天地明察

天地明察

天地明察

冲方丁の時代小説。初めて読む作家さんです。
ペンネームがまず読めませんでしたよ。
「うぶかたとう」と読むそうです。読めないー。そして変換できないー。


物語は、碁方・算術・天文学神道と様々な事に従事した「渋川晴海(安井算哲)」の生涯。かなり面白かったです!
「暦」というものにこれほどのドラマがあるとは……。確かに昭和から平成になっただけでも大混乱だったのだから、さもありなん。


「碁方」という任がこれほど重鎮と繋がりのある職だとは思いませんでした。次々と登場する歴史的人物に仰天です。
まず、幕府側では有名な水戸光圀から始まって、会津藩初代藩主で家光・家綱を補佐した肥後守保科正之、若く有能な老中酒井忠清が背後につきます。
碁方としては、碁の天才本因坊道策」がライバルとして登場。「ヒカルの碁」で佐為が碁を教えたという設定の本因坊秀策は碁方の150年後輩で、「道策の再来」と言われた人物。道策を前聖、秀策を後聖と呼ぶそうですね。
算術としては、和算をこの世に編み出したといわれる算聖関孝和と運命的な出会い。算術道場の主「村瀬義益」や、のちの妻となる「えん」とも算術が縁で知り合います。
天測の任では名書家「建部昌明」、御典医「伊藤重孝」と旅に出たことで成長し、会津藩藩士であり友人でもある「安藤有益」垂加神道の祖山崎闇斎と再会して助力を得ます。
wikipedia等で人物像を調べながら読むと、「あの事件をこう書いたか」「あれとあれを繋げたか」という楽しみ方がありますね。

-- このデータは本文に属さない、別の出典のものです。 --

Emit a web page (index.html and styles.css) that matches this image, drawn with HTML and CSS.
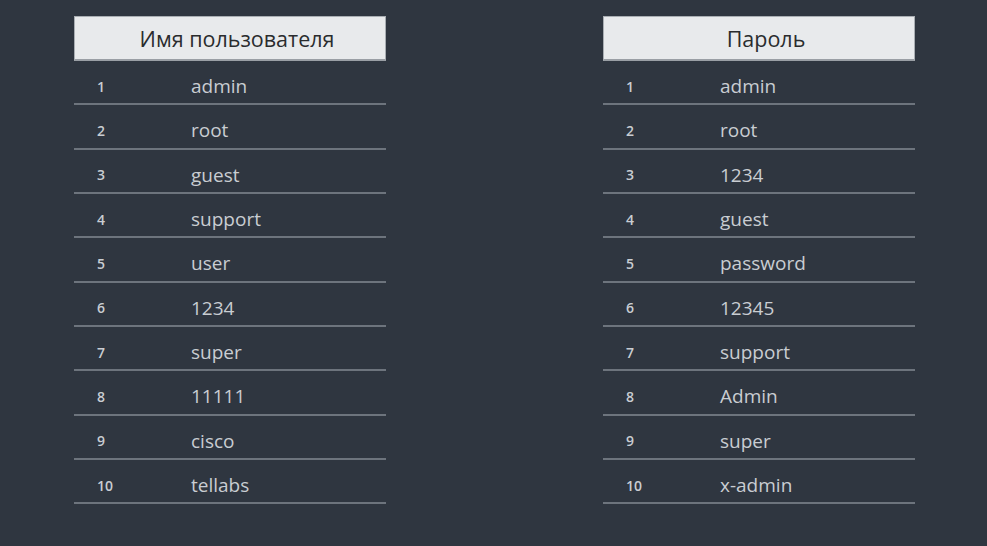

歴史物ではありますが、ライトノベル作家が手がけているだけあって読みやすく、かといって変な媚を感じないので全世代にオススメです。ヒロインがツンデレとか言われていますが、別にそうは感じませんでした。普通です。
あえて難を言うならば、難しい用語を多様しているわりに、地の文が少しちぐはぐで気になるところが少しあるくらい。
たとえば、冒頭の「その日、春海は登城の途中、寄り道した。寄り道のために、けっこう頑張った」の文。この稚拙さには顔をしかめました。他の文からすると異様な違和感を感じます。もしかすると晴海の子供っぽい性格の表現なのかもしれませんが、そういうものは言動の描写で示された方が理解しやすいですね。
けれど、物語を追ううち文章に関してはあまり気にならなくなりました。
とにかく構成力が良くて、ラストシーンではホロリと。
あくまで史実をベースとした創作ですから、どこまで真実かは不明ですが、自分の進むべき道を邁進した結果、歴史が動くという物語は何とも感動的ですね。
この作家さんの他の作品は全く知らないのですが、そのうち読んでみたいです。


にしても、当時の庶民の娯楽の一つが「算術」だったという話は以前テレビで見て知っていたのですが、作中の「算術」の難問には、手も足も出ませんでした。つるかめつるかめ……。
理数系の人にはぜひ、解答が示される前にあの難問を解いてみて欲しいですね。
ちなみに「1尺=10寸=100分」で、1寸はおよそ3センチです。